After a nearly 10-year production hiatus, a joint venture sugarcane factory in Kratie province’s northernmost district plans to start exporting, and is pushing to increase cultivation to maintain the sustainability of its supply chain, a senior provincial official told The Post on November 23.

Kratie provincial deputy governor Pen Linat said the plant reopened last year following investment by local and Vietnamese investors and now employs more than 500 workers, and that 3,000ha of sugarcane of a planned 10,000ha have been planted at an attached plantation.

Located in O’Krieng commune in the northern reaches of Sambor district, the operation is a collaboration between Camden Novcher and Svay Rieng Youth Agricultural Co.

Linat said the sugarcane factory is the only one of its kind in the province, and was set up by an Indian investor nearly 10 years ago, but later went bankrupt.
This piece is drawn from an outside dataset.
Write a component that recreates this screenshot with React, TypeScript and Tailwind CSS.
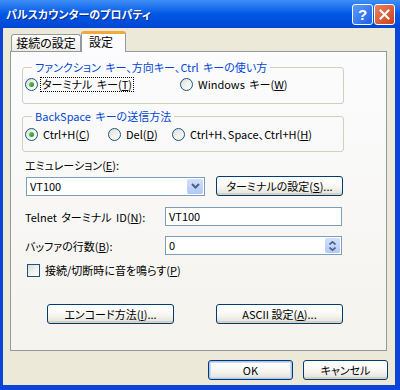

The Vietnamese company last year expressed interest in the factory and plantation, he said, adding that the plantation’s sugarcane would be harvested in the coming months.

He noted that the factory would “in the past” process the sugarcane into raw sugar – which has a beige tint from its molasses content – but not commercial-grade granulated sugar.

According to the deputy governor, about 90 per cent of the plant’s production line is automated, which he said requires a lot of capital investment.

He said that bringing the site up to full operation could pave the way for the production of alcohol and electricity generation from sugarcane byproducts.

Kratie provincial Department of Agriculture, Forestry and Fisheries deputy director Ork Darun noted that the perennial grass could be grown in any locality of the province, “but because private companies are investing in sugarcane factories in Sambor district alone, the crop is only grown in that area”.

But the joint venture is not the only sugar producer in the Kingdom.

In December 2019 during a visit to a Phnom Penh Sugar Co Ltd factory production line in Kampong Speu, Minister of Agriculture, Forestry and Fisheries Veng Sakhon said the plant has the daily capacity to refine 1,000 tonnes of granulated sugar and produce 1,000 tonnes of brown sugar.

Today, Sakhon said, the domestic market and Vietnam are the company’s largest destinations. “The company plans to further ramp up exports to overseas markets,” he said.

The Kingdom exported more than $18.95 million worth of sugar and confectionery items in the first half of this year, down by 43.9 per cent year-on-year from $33.79 million, according to the General Department of Customs and Excise of Cambodia.